A falta de los subyugantes eslóganes de otros tiempos que invitaban a la poesía y a la trinchera, el nuevo sindicalismo se hizo más prosaico. Ya no se trataba de derribar el sistema que había posibilitado que casi cada obrero tuviese casa, coche y aparato de vídeo, sino hacer de él un paradigma de lo social. La revolución por la vía pacífica, el asalto a la utopía a través del ocio, la conquista del tiempo libre. La cantidad de sandeces que le dedicaron entonces era innumerable. Para defender algo que de primeras parecía indefendible se dotaron de un breviario plagado de simplezas en el que se aseguraba que la reducción de jornada crearía empleo o que, rizando el rizo de la estupidez, trabajar menos supondría para las empresas un aumento de la productividad por empleado.
La reivindicación fue duramente criticada por los economistas sensatos, que son los menos, y por las organizaciones empresariales. Ni los unos ni los otros veían por ningún lado el aumento de las contrataciones ni el repunte de la productividad, más bien al contrario, semejante medida, advirtieron entonces, haría crecer la lista de desempleados y comprometería seriamente la viabilidad de muchas empresas. El error de planteamiento de los sindicatos era de raíz. Tomaban el empleo como una constante dada, es decir, que era imposible crear más del que ya había, por lo tanto lo único juicioso era repartir el existente. Craso error. El empleo, como la producción de leche o la fabricación de coches, aumenta si la economía crece y disminuye si la economía se estanca. Si se trabaja 35 horas al precio de 40 todo lo que puede esperarse es que el factor trabajo se resienta, es decir, que aumente el paro. Esto, tan sencillo a primera vista, no pasó por el privilegiado cerebelo de ninguno de los progenitores de la jornada de las 35 horas.

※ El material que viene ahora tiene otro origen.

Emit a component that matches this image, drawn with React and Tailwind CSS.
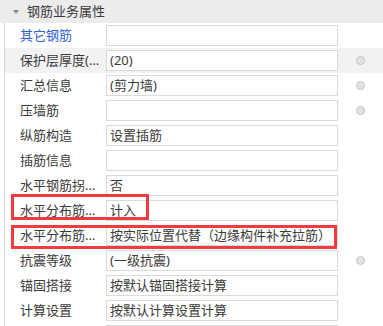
import React from 'react';

const rows = [
  { label: '其它钢筋', value: '', blue: true },
  { label: '保护层厚度(...', value: '(20)', radio: true, active: true },
  { label: '汇总信息', value: '(剪力墙)', radio: true },
  { label: '压墙筋', value: '', radio: true },
  { label: '纵筋构造', value: '设置插筋' },
  { label: '插筋信息', value: '' },
  { label: '水平钢筋拐...', value: '否' },
  { label: '水平分布筋...', value: '计入' },
  { label: '水平分布筋...', value: '按实际位置代替（边缘构件补充拉筋）' },
  { label: '抗震等级', value: '(一级抗震)', radio: true },
  { label: '锚固搭接', value: '按默认锚固搭接计算' },
  { label: '计算设置', value: '按默认计算设置计算' },
  { label: '', value: '' },
];

const Row = ({ label, value, blue, radio, active }) => (
  <div className={`h-[25px] flex items-center ${active ? 'bg-[#f2f2f2]' : ''}`}>
    <div className={`w-[101px] pl-[15px] whitespace-nowrap overflow-hidden text-[13px] ${blue ? 'text-[#2f5fd8]' : 'text-[#3a3a3a]'}`}>
      {label}
    </div>
    <div className="w-[232px] h-[21px] border border-[#dadada] bg-white px-[3px] flex items-center text-[13px] text-[#3a3a3a] whitespace-nowrap overflow-hidden">
      {value}
    </div>
    <div className="flex-1 flex justify-center">
      {radio && <span className="w-[9px] h-[9px] rounded-full bg-[#e2e2e2] border border-[#c4c4c4]" />}
    </div>
  </div>
);

export default function App() {
  return (
    <div
      className="relative w-[383px] h-[326px] overflow-hidden bg-white"
      style={{ fontFamily: '"Noto Sans", "Noto Sans CJK SC", sans-serif' }}
    >
      <div className="h-[23px] bg-[#ececec] flex items-center pl-[13px] gap-[8px]">
        <svg width="6" height="4" viewBox="0 0 6 4">
          <path d="M0 0h6L3 4z" fill="#888" />
        </svg>
        <span className="text-[13px] text-[#3a3a3a]">钢筋业务属性</span>
      </div>
      <div className="ml-[4px] border-l border-[#d4d4d4]">
        {rows.map((r, i) => (
          <Row key={i} {...r} />
        ))}
      </div>

      {/* annotation boxes */}
      <div className="absolute left-[11px] top-[194px] w-[138px] h-[26px] border-[3px] border-[#f03c3c]" />
      <div className="absolute left-[11px] top-[225px] w-[326px] h-[24px] border-[3px] border-[#f03c3c]" />
    </div>
  );
}
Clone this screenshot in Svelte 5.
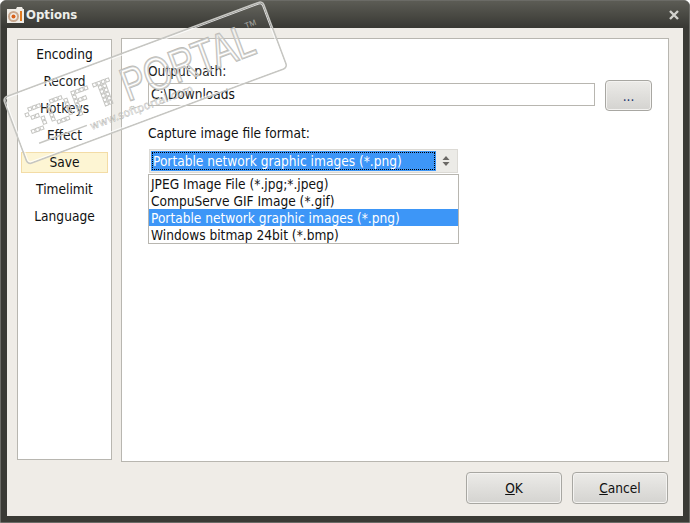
<script>
  const tabs = ['Encoding', 'Record', 'Hotkeys', 'Effect', 'Save', 'Timelimit', 'Language'];
  const formats = ['JPEG Image File (*.jpg;*.jpeg)', 'CompuServe GIF Image (*.gif)', 'Portable network graphic images (*.png)', 'Windows bitmap 24bit (*.bmp)'];
  // dot-matrix logo, one string per row
  const logo = [
    '.###..###..####.####',
    '#....#...#.#.....##.',
    '.##..#...#.###...##.',
    '...#.#...#.#.....##.',
    '...#.#...#.#.....##.',
    '###...###..#.....##.'
  ];
  const dots = [];
  logo.forEach((row, r) => [...row].forEach((ch, c) => {
    if (ch === '#') dots.push({ x: 15 + c * 4.6, y: 18 + r * 4.4 });
  }));
</script>

<div class="window">
  <header class="titlebar">
    <div class="title-left">
      <svg class="appicon" width="17" height="16" viewBox="0 0 17 16">
        <path d="M0 2H9L10 0H15L16 2H17V16H0Z" fill="#efece6" />
        <circle cx="6.5" cy="9.5" r="4.5" fill="none" stroke="#c9a88e" stroke-width="2" />
        <circle cx="6.5" cy="9.5" r="2" fill="#d8601a" />
        <rect x="13" y="4" width="2" height="10" fill="#e07a20" />
      </svg>
      <span class="title">Options</span>
    </div>
    <svg class="close" width="10" height="10" viewBox="0 0 10 10"><path d="M1 1 9 9M9 1 1 9" stroke="#d2d2ce" stroke-width="2.4" /></svg>
  </header>

  <main class="client">
    <div class="panels">
      <nav class="sidebar">
        {#each tabs as tab}
          <div class="tab" class:active={tab === 'Save'}>{tab}</div>
        {/each}
      </nav>
      <section class="page">
        <div class="label">Output path:</div>
        <div class="path-row">
          <div class="input">C:\Downloads</div>
          <button class="btn browse">...</button>
        </div>
        <div class="label second">Capture image file format:</div>
        <div class="combo-wrap">
          <div class="combo">
            <div class="combo-value"><span>Portable network graphic images (*.png)</span></div>
            <div class="spin">
              <svg width="8" height="12" viewBox="0 0 8 12"><path d="M4 1 7.5 5H.5ZM4 11 .5 7h7Z" fill="#6b6965" /></svg>
            </div>
          </div>
          <ul class="list">
            {#each formats as f, i}
              <li class:sel={i === 2}>{f}</li>
            {/each}
          </ul>
        </div>
      </section>
    </div>
    <footer class="actions">
      <button class="btn action"><u>O</u>K</button>
      <button class="btn action"><u>C</u>ancel</button>
    </footer>
  </main>

  <svg class="watermark" width="300" height="190" viewBox="0 0 300 190">
    <g transform="translate(2 97) rotate(-20.5)">
      <rect x="0" y="0" width="277" height="71" rx="4" fill="rgba(255,255,255,.06)" stroke="#c6c6c2" stroke-width="1.6" />
      <rect x="1.5" y="1.5" width="274" height="68" rx="3" fill="none" stroke="rgba(255,255,255,.8)" stroke-width="1" />
      {#each dots as d}
        <rect x={d.x} y={d.y} width="3.4" height="3.4" fill="none" stroke="#c4c4c0" stroke-width="1" />
      {/each}
      <text class="wm-big" transform="translate(116 47) scale(1 1.3)">PORTAL</text>
      <text class="wm-tm" x="252" y="20">TM</text>
      <line x1="18" y1="55" x2="69" y2="55" stroke="#c6c6c2" stroke-width="1.5" />
      <text class="wm-url" x="72" y="61">www.softportal.com</text>
    </g>
  </svg>
</div>

<style>
  :global(body) { margin: 0; background: #fff; }
  .window {
    position: relative;
    width: 690px;
    height: 523px;
    box-sizing: border-box;
    background: #3a3a35;
    border: 1px solid #6b6b66;
    border-radius: 6px 6px 0 0;
    padding: 0 6px 6px;
    display: flex;
    flex-direction: column;
    overflow: hidden;
    font-family: "DejaVu Sans Condensed", "DejaVu Sans", sans-serif;
    font-stretch: condensed;
    font-size: 13.6px;
    color: #111;
  }
  .titlebar {
    height: 27px;
    flex: none;
    display: flex;
    align-items: center;
    justify-content: space-between;
    background: linear-gradient(#5c5c55, #383833);
    margin: 0 -6px;
    padding: 0 10px 0 6px;
  }
  .title-left { display: flex; align-items: center; gap: 2px; }
  .title { color: #eeeeea; font-weight: 700; font-size: 13px; }
  .client {
    flex: 1;
    min-height: 0;
    background: #efece7;
    padding: 10px 14px 0 10px;
    display: flex;
    flex-direction: column;
  }
  .panels { flex: 1; min-height: 0; display: flex; gap: 9px; }
  .sidebar {
    width: 95px;
    box-sizing: border-box;
    background: #fff;
    border: 1px solid #b8b6b0;
    padding: 1px 3px;
    margin: 1px 0 2px;
    text-align: center;
  }
  .tab {
    height: 27px;
    line-height: 27px;
    box-sizing: border-box;
    width: 87px;
  }
  .tab.active {
    height: 21px;
    line-height: 19px;
    margin: 3px 0;
    background: #fdf5d3;
    border: 1px solid #f3dca6;
  }
  .page {
    flex: 1;
    background: #fff;
    border: 1px solid #b8b6b0;
    padding: 24px 16px 0 26px;
  }
  .label { line-height: 16px; }
  .second { margin-top: 14px; }
  .path-row { display: flex; gap: 10px; margin-top: 1px; align-items: flex-start; }
  .input {
    flex: 1;
    height: 23px;
    box-sizing: border-box;
    border: 1px solid #b8b6b0;
    padding: 0 2px;
    line-height: 21px;
    margin-top: 3px;
  }
  .btn {
    border: 1px solid #a8a7a2;
    border-radius: 4px;
    background: linear-gradient(#ecebe8, #d4d3d0);
    box-shadow: inset 0 0 0 1px #f4f3f1;
    font: inherit;
    color: #111;
    padding: 0;
  }
  .browse { width: 47px; height: 31px; color: #14306e; }
  .combo-wrap { width: 311px; margin-top: 8px; }
  .combo {
    height: 24px;
    box-sizing: border-box;
    border: 1px solid #dcdad5;
    background: #ecebe7;
    display: flex;
    padding: 1px;
    margin: 0 1px;
  }
  .combo-value {
    flex: 1;
    background: #3d96f7;
    color: #fff;
    padding: 1px;
  }
  .combo-value span {
    display: block;
    height: 16px;
    line-height: 16px;
    border: 1px dotted #000;
  }
  .spin { width: 20px; display: flex; align-items: center; justify-content: center; }
  .list {
    margin: 1px 0 0;
    padding: 0;
    list-style: none;
    border: 1px solid #b8b6b0;
    background: #fff;
  }
  .list li { height: 17px; line-height: 19px; padding-left: 2px; }
  .list li.sel { background: #3d96f7; color: #fff; }
  .actions {
    height: 54px;
    flex: none;
    display: flex;
    justify-content: flex-end;
    align-items: flex-start;
    gap: 10px;
    padding: 10px 1px 0 0;
    box-sizing: border-box;
  }
  .action { width: 96px; height: 32px; }
  .watermark { position: absolute; left: 0; top: 0; pointer-events: none; }
  .wm-big { font: 400 35.5px "Liberation Sans", sans-serif; fill: #fff; fill-opacity: .3; stroke: #bcbcb8; stroke-width: 1.4; paint-order: stroke; }
  .wm-tm { font: 8px "Liberation Sans", sans-serif; fill: #a9a9a5; }
  .wm-url { font: 400 11px "DejaVu Sans", sans-serif; fill: rgba(255,255,255,.3); stroke: #aeaeaa; stroke-width: .4; }
</style>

La campaña terminó por cosechar sus frutos y una ministra, una tal Martine Aubry, la clásica profesional de la política que no ha trabajado un solo día de su vida, convirtió la reivindicación en Ley. Francia se erigió nuevamente en avanzadilla social de la Unión y presunto modelo a seguir. Aubry, hueca como un palomo buchón, aseguró que la Ley crearía 450.000 empleos en dos o tres años y haría de los galos los trabajadores más productivos y competentes de Europa. No dio ni una.
Cuatro años después de que se implantase con carácter de Ley la jornada de la discordia, la economía francesa va de mal en peor, el paro ha crecido y, lo que es peor, la ética del trabajo se ha visto seriamente afectada. Las empresas francesas llevan un lustro largándose a otros países menos sociales y más productivos, las que se quedan han empezado a contratar en masa a empleados temporales, de hecho, en 2002, el 22% de los jóvenes franceses trabajaban sin contrato fijo y dando gracias porque la tasa de desempleo para los menores de 25 años ha ascendido hasta el 22% de la población activa. Estos dos simples datos vienen a demostrar que la jornada reducida, vendida como un bálsamo contra el desempleo, ha servido para todo lo contrario. Las empresas grandes y con plantillas consolidadas han frenado en seco la contratación porque cada empleado les sale más caro, un 12% más caro. Mientras tanto, los jóvenes, los que se incorporan al mercado laboral no pueden hacerlo a no ser que sea el Estado o una empresa pública la que les contrate. Tanto los ministerios como los mastodontes estatales colgaron hace tiempo el cartel de no hay vacantes, luego el sino de muchos recién licenciados es irse con su música a otra parte o pasar a engrosar la nómina de la Agencia Nacional de Empleo.
El primer ministro Raffarin ya ha afirmado que la jornada de 35 horas ha jugado en contra de la economía en su conjunto, y que esa Ley ha de ser reformada para impulsar la creación de empleo y de riqueza. A buenas horas mangas verdes. El pasado mes de julio, siguiendo la estela de la alemana Siemens, la fábrica de Bosch en Lyon se plantó y desafió a París pactando con sus empleados un aumento de jornada sin remuneración extraordinaria. Algunos, los más carcas, lo ven como un chantaje infame, otros, los verdaderos progresistas, como una vuelta a la cordura.